Most processor architectures are like a Swiss Army knife—they include complex instructions that can do a lot in one step, but those instructions take more power and more silicon space. ARM took the opposite approach: give the chip a tiny set of very fast, very simple instructions, and make the software do the heavy lifting.

This design philosophy had a beautiful side effect. Simple circuits use less electricity. Less electricity means less heat. Less heat means you can put the processor inside a device with no cooling fan and a tiny battery. In the early 1990s, nobody cared about that. Intel was focused on ever faster desktop PCs. ARM was the weird little chip that didn't matter.

Then Nokia called.

The Deal That Changed Everything

In 1993, Nokia was building a new kind of mobile phone—one that could run applications. They needed a processor that wouldn't drain the battery in an hour. The ARM7TDMI chip (as it came to be known) was perfect. Nokia put it in the Nokia 6110, and the industry noticed.
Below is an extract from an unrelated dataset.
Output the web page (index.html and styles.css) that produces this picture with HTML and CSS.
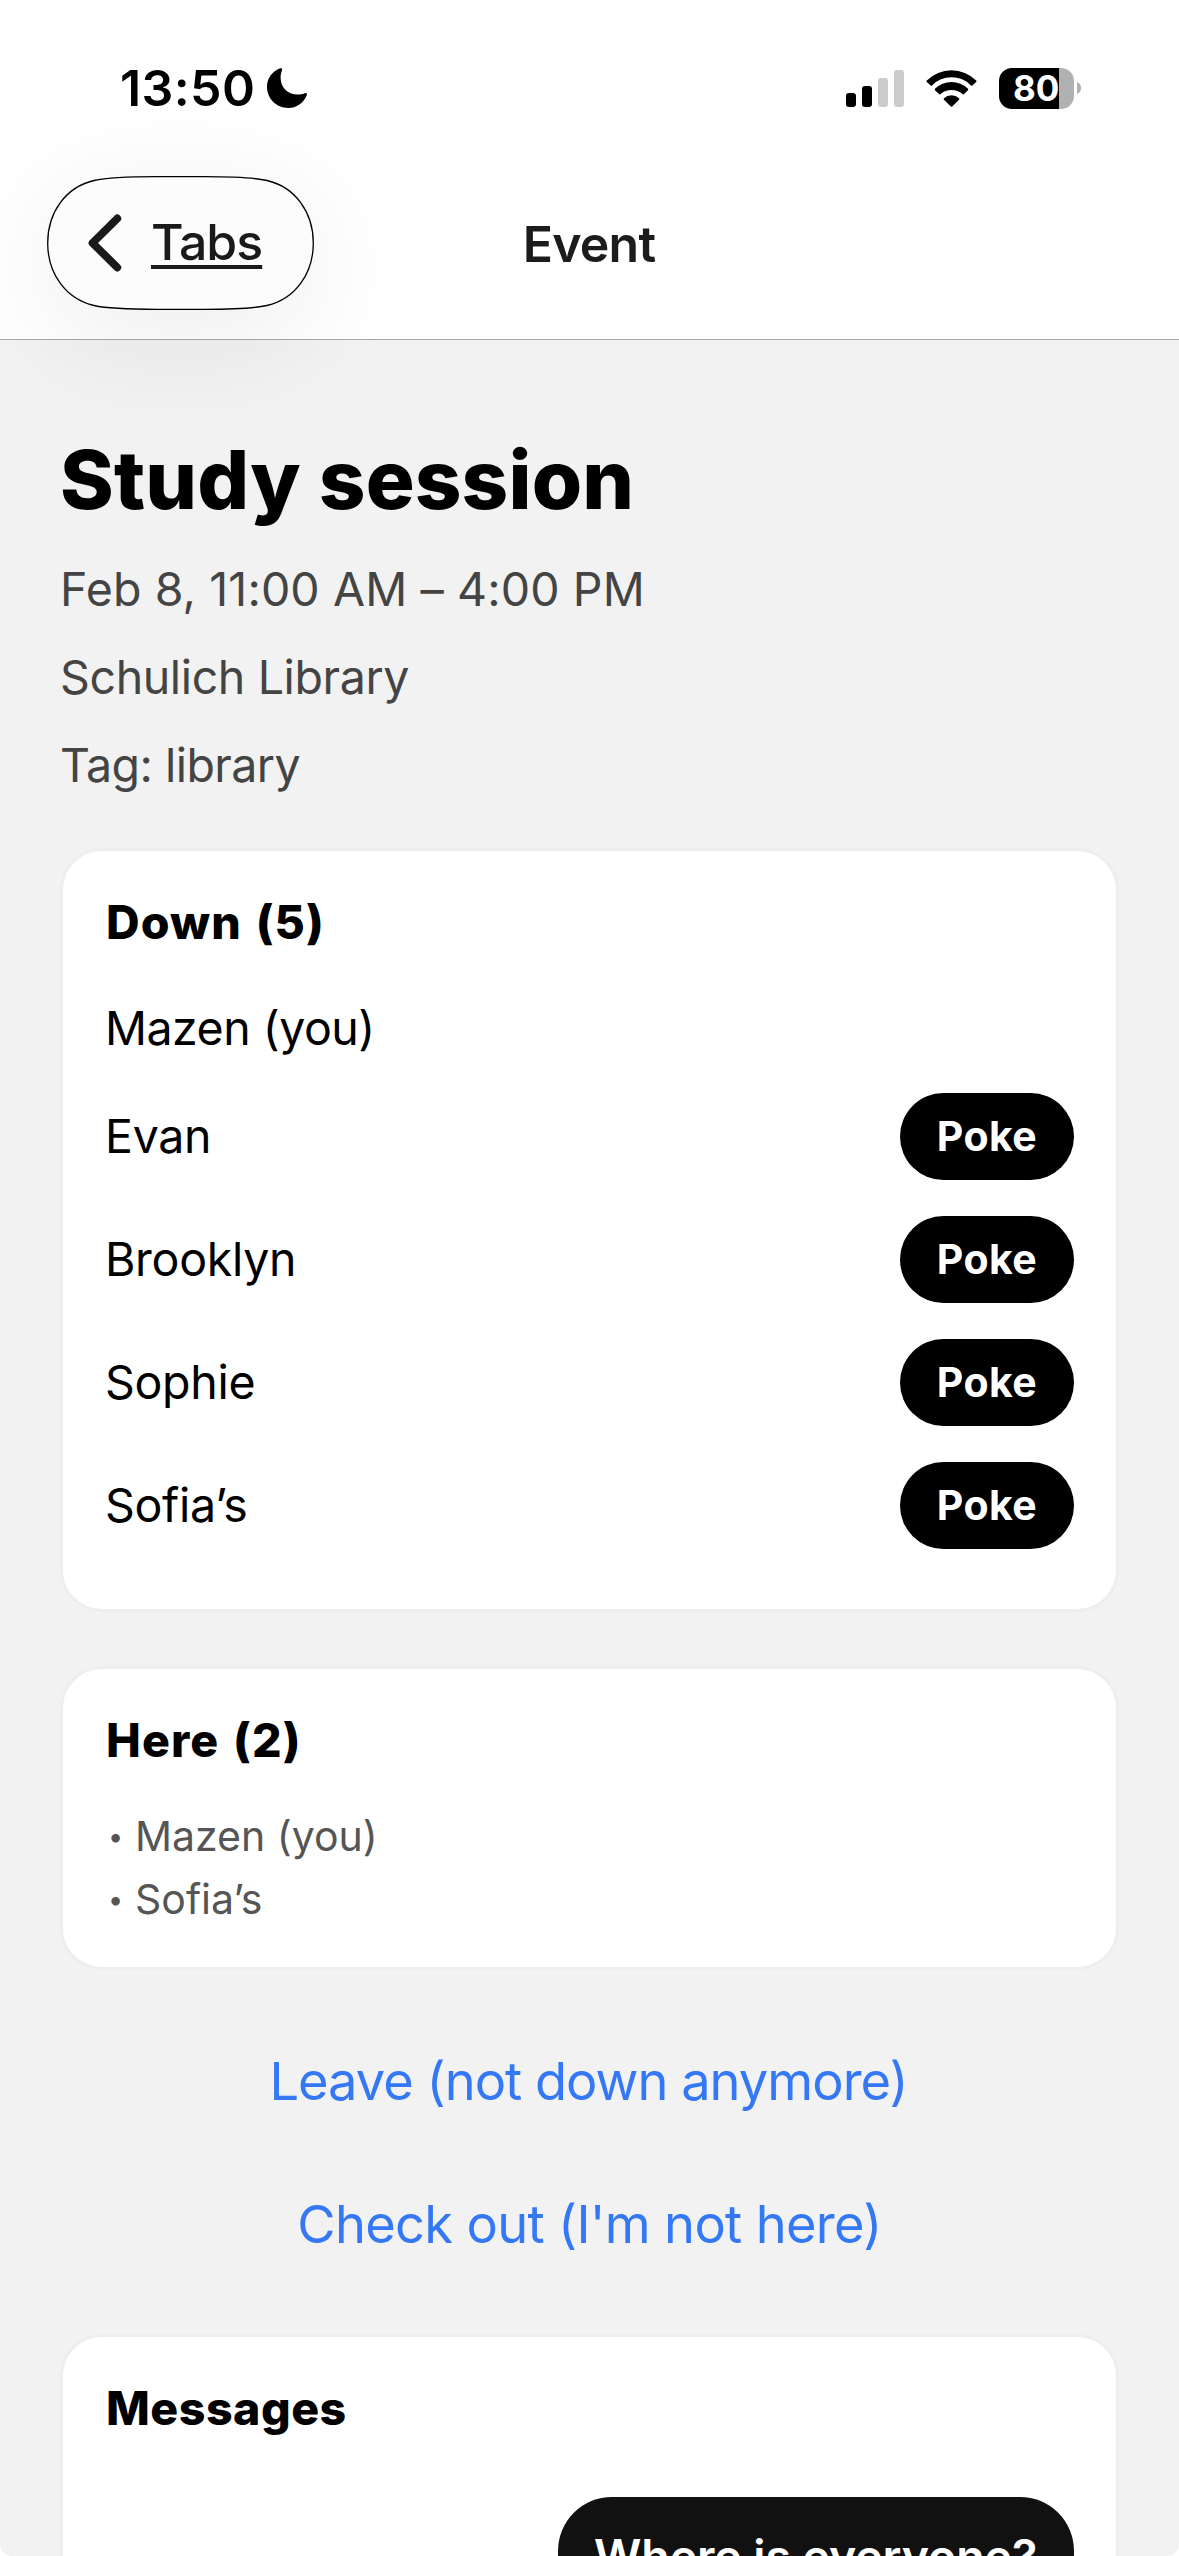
FILE: index.html
```html
<!DOCTYPE html>
<html lang="en">
<head>
<meta charset="utf-8">
<title>Event</title>
<link rel="stylesheet" href="styles.css">
</head>
<body>
<div class="screen">
  <header class="header">
    <div class="status">
      <span class="time">13:50</span>
      <svg class="moon" width="40" height="40" viewBox="0 0 40 40" aria-hidden="true"><path d="M13.2.3C14.6-.2 15.6.9 15 2.2 14 4.8 13.6 7 13.6 9.5 13.6 19.5 20.5 26.6 30.5 26.6 33 26.6 35.5 26.2 37.7 25.2 39.3 24.6 40.4 25.7 39.8 27.2 36.6 35 29.5 40 21.2 40 9.4 40 0 30.6 0 18.8 0 10.5 5.2 3.3 13.2.3Z"/></svg>
      <div class="indicators">
        <svg width="58" height="37" viewBox="0 0 58 37" aria-hidden="true">
          <rect x="0" y="23" width="10" height="14" rx="3"/>
          <rect x="16" y="16" width="10" height="21" rx="3"/>
          <rect class="faint" x="32" y="8" width="10" height="29" rx="3"/>
          <rect class="faint" x="48" y="0" width="10" height="37" rx="3"/>
        </svg>
        <svg width="51" height="37" viewBox="0 0 51 37" aria-hidden="true">
          <path d="M.8 10.6A34.8 34.8 0 0 1 50.2 10.6Q50.9 11.3 50.2 12L46.3 15.6Q45.6 16.1 45 15.5A27 27 0 0 0 6 15.5Q5.4 16.1 4.7 15.6L.8 12Q.1 11.3.8 10.6Z"/>
          <path d="M9 18.8A23.6 23.6 0 0 1 42 18.8Q42.6 19.5 42 20.2L37.8 24.2Q37.2 24.7 36.6 24.1A17.2 17.2 0 0 0 14.4 24.1Q13.8 24.7 13.2 24.2L9 20.2Q8.4 19.5 9 18.8Z"/>
          <path d="M18 28.3A11 11 0 0 1 33 28.3Q33.7 29 33 29.7L26.2 36.4Q25.5 37 24.8 36.4L18 29.7Q17.3 29 18 28.3Z"/>
        </svg>
        <div class="battery">
          <span class="battery-body">80</span>
          <svg width="4" height="12" viewBox="0 0 4 12" aria-hidden="true"><path class="nub" d="M0 0C2.6 1 4 3.2 4 6S2.6 11 0 12Z"/></svg>
        </div>
      </div>
    </div>
    <nav class="nav">
      <a class="back">
        <svg class="back-outline" width="267" height="134" viewBox="0 0 267 134" aria-hidden="true"><path d="M.7 67C.7 36 19 11 47 4.5 62 1 84 .7 110 .7H157C183 .7 205 1 220 4.5 248 11 266.3 36 266.3 67S248 123 220 129.5C205 133 183 133.3 157 133.3H110C84 133.3 62 133 47 129.5 19 123 .7 98 .7 67Z"/></svg>
        <svg class="chevron" width="34" height="58" viewBox="0 0 34 58" aria-hidden="true"><path d="M29.3 4.5 4.5 29 29.3 53.5"/></svg>
        <span class="back-label">Tabs</span>
      </a>
      <h1 class="nav-title">Event</h1>
    </nav>
  </header>

  <main class="content">
    <h2 class="title">Study session</h2>
    <p class="meta meta-date">Feb 8, 11:00 AM – 4:00 PM</p>
    <p class="meta meta-place">Schulich Library</p>
    <p class="meta">Tag: library</p>

    <section class="card card-down">
      <h3 class="card-title card-title-count">Down (5)</h3>
      <ul class="people">
        <li class="person person-self">Mazen (you)</li>
        <li class="person">Evan<button class="poke">Poke</button></li>
        <li class="person">Brooklyn<button class="poke">Poke</button></li>
        <li class="person">Sophie<button class="poke">Poke</button></li>
        <li class="person">Sofia’s<button class="poke">Poke</button></li>
      </ul>
    </section>

    <section class="card card-here">
      <h3 class="card-title card-title-count">Here (2)</h3>
      <ul class="here">
        <li class="here-item"><span class="bullet">•</span>Mazen (you)</li>
        <li class="here-item"><span class="bullet">•</span>Sofia’s</li>
      </ul>
    </section>

    <div class="actions">
      <a class="action action-leave">Leave (not down anymore)</a>
      <a class="action">Check out (I'm not here)</a>
    </div>

    <section class="card card-messages">
      <h3 class="card-title">Messages</h3>
      <p class="bubble">Where is everyone?</p>
    </section>
  </main>
</div>
</body>
</html>
```
FILE: styles.css
```css
* {
  box-sizing: border-box;
  margin: 0;
  padding: 0;
}

body {
  background: #fff;
  font-family: Inter, "Liberation Sans", sans-serif;
  color: #000;
}

.screen {
  width: 1179px;
  height: 2556px;
  overflow: hidden;
  background: #f2f2f2;
  border-radius: 0 0 12px 12px;
}

/* Header */
.header {
  height: 340px;
  padding-top: 58px;
  background: #fff;
  border-bottom: 1px solid #a8a8a8;
}

.status {
  display: flex;
  align-items: center;
  height: 60px;
  padding: 0 98px 0 120px;
}

.time {
  width: 147px;
  font-size: 50px;
  font-weight: 600;
  line-height: 60px;
  letter-spacing: 0.4px;
}

.indicators {
  display: flex;
  align-items: center;
  gap: 22px;
  margin-left: auto;
}

.faint {
  fill: #ccc;
}

.battery {
  display: flex;
  align-items: center;
  gap: 3px;
}

.battery-body {
  width: 75px;
  height: 41px;
  padding-left: 14px;
  border-radius: 13px;
  background: linear-gradient(90deg, #000 60px, #b1b1b1 60px);
  color: #fff;
  font-size: 35px;
  font-weight: 700;
  line-height: 41px;
}

.nub {
  fill: #b1b1b1;
}

.nav {
  display: grid;
  grid-template-columns: 1fr auto 1fr;
  align-items: center;
  height: 134px;
  margin-top: 58px;
  padding: 0 48px 0 47px;
}

.back {
  position: relative;
  display: flex;
  align-items: center;
  width: 267px;
  height: 134px;
  padding-left: 41px;
  border-radius: 67px;
  box-shadow: 0 24px 120px rgba(0, 0, 0, 0.08);
}

.back-outline {
  position: absolute;
  inset: 0;
  fill: #fcfcfc;
  stroke: #000;
  stroke-width: 1.3;
}

.chevron {
  position: relative;
  fill: none;
  stroke: #1a1a1a;
  stroke-width: 7.8;
  stroke-linecap: round;
  stroke-linejoin: round;
}

.back-label {
  position: relative;
  margin-left: 29px;
  padding-bottom: 2px;
  color: #1a1a1a;
  font-size: 50px;
  font-weight: 450;
  line-height: 60px;
  letter-spacing: -1px;
  text-decoration: underline;
  text-decoration-thickness: 4px;
  text-underline-offset: 5px;
  text-decoration-skip-ink: none;
}

.nav-title {
  padding-top: 2px;
  color: #1c1c1e;
  font-size: 50px;
  font-weight: 600;
  line-height: 60px;
  letter-spacing: -0.8px;
}

/* Event details */
.content {
  padding: 90px 60px 0;
}

.title {
  margin-bottom: 15px;
  font-size: 81.5px;
  font-weight: 800;
  line-height: 100px;
  letter-spacing: 0.15px;
}

.meta {
  color: #444;
  font-size: 46.5px;
  line-height: 88px;
  letter-spacing: -0.55px;
}

.meta-date {
  letter-spacing: 0.12px;
}

.meta-place {
  letter-spacing: -0.38px;
}

/* Cards */
.card {
  padding: 42px;
  border: 3px solid #eee;
  border-radius: 42px;
  background: #fff;
}

.card-title {
  padding-left: 1px;
  font-size: 46.5px;
  font-weight: 800;
  line-height: 58px;
  letter-spacing: 0.5px;
}

.card-title-count {
  letter-spacing: 1.1px;
  word-spacing: 2.5px;
}

.card-down {
  margin-top: 39px;
  padding-bottom: 60px;
}

.people {
  display: flex;
  flex-direction: column;
  gap: 36px;
  margin-top: 49px;
  list-style: none;
}

.person {
  display: flex;
  align-items: center;
  justify-content: space-between;
  font-size: 46.5px;
  line-height: 57px;
  letter-spacing: -0.3px;
}

.person-self {
  letter-spacing: -0.5px;
}

.poke {
  width: 174px;
  height: 87px;
  border: 0;
  border-radius: 43.5px;
  background: #000;
  color: #fff;
  font: 700 41px/87px Inter, "Liberation Sans", sans-serif;
  letter-spacing: 0.4px;
}

.card-here {
  margin-top: 54px;
  padding-bottom: 36px;
}

.here {
  margin-top: 36px;
  list-style: none;
}

.here-item {
  display: flex;
  color: #555;
  font-size: 41px;
  line-height: 63px;
}

.bullet {
  width: 30px;
  padding-left: 3px;
  font-size: 27px;
}

/* Actions */
.actions {
  display: flex;
  flex-direction: column;
  align-items: center;
  gap: 79px;
  margin: 79px 0 78px;
}

.action {
  color: #3478f6;
  font-size: 52.4px;
  line-height: 64px;
  letter-spacing: -0.68px;
}

.action-leave {
  padding-right: 2px;
  letter-spacing: -0.98px;
}

/* Messages */
.bubble {
  width: 516px;
  margin: 60px 0 0 auto;
  padding: 30px 36px;
  border-radius: 54px;
  background: #111;
  color: #fff;
  font-size: 46.5px;
  font-weight: 600;
  line-height: 58px;
  letter-spacing: -0.12px;
  white-space: nowrap;
}
```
By the late 1990s, ARM had become the quiet backbone of the mobile phone revolution. The architecture was flexible enough that Texas Instruments, Qualcomm, Samsung, and Apple could all license the core design and add their own custom features. ARM got a royalty on every chip sold—even if they didn't manufacture a single one.

The Business Model That Broke Intel

This is the part that still makes traditional chipmakers wince. ARM's business model was licensing, not manufacturing. Any company could pay ARM for the rights to use their chip designs, then customize them and have them built at a foundry like TSMC or Samsung.

Why does this matter? Because it created a global ecosystem of innovation. A startup in Taiwan could design an ARM-based chip for a new IoT sensor. Apple could build a custom ARM chip for the iPhone that nobody else could buy. Everyone was building on the same foundation, but everyone could innovate on top of it.

Intel, by contrast, designed, manufactured, and sold its own chips. If you wanted an x86 processor, you bought it from Intel (or AMD, under license). The model worked for PCs, but it couldn't compete with ARM's flexibility and low power consumption in the mobile space.

The iPhone Moment

When Steve Jobs unveiled the original iPhone in 2007, the world focused on the touchscreen and the software. But under the hood was a Samsung chip built on an ARM architecture. The iPhone was the first smartphone that felt like a true pocket computer, and it ran on ARM silicon.

Every iPhone since—and virtually every Android phone—has used ARM-based chips. By 2010, ARM designs were in 95% of smartphones. The architecture had become invisible infrastructure, like electricity or plumbing.

The Surprising Next Chapter

The story didn't stop with phones. In 2020, Apple announced it was moving its entire Mac lineup from Intel x86 processors to its own ARM-based Apple Silicon chips. The M1 chip shocked the industry: it was faster, cooler, and dramatically more power-efficient than Intel's laptop processors. Apple's laptops with ARM chips could run all day on a single charge while outperforming Intel-based competitors.

Suddenly, ARM wasn't just a mobile architecture. It was the future of personal computing.

Why This Matters Now

Today, ARM-based chips power everything from your smart thermostat to the world's fastest supercomputers (the Fugaku supercomputer in Japan uses ARM chips). Amazon's data centers run ARM-based Graviton processors. Microsoft builds ARM versions of Windows. Even Intel now offers ARM chip manufacturing services.

The barn startup with 12 employees became the most important chip company you've never heard of—precisely because they never actually made chips. They just made the architecture that billions of devices can't live without.

And the craziest part? That architecture was originally a side project to save money on a failed computer. Sometimes the best engineering happens when nobody's trying to change the world—they're just trying to solve a real problem.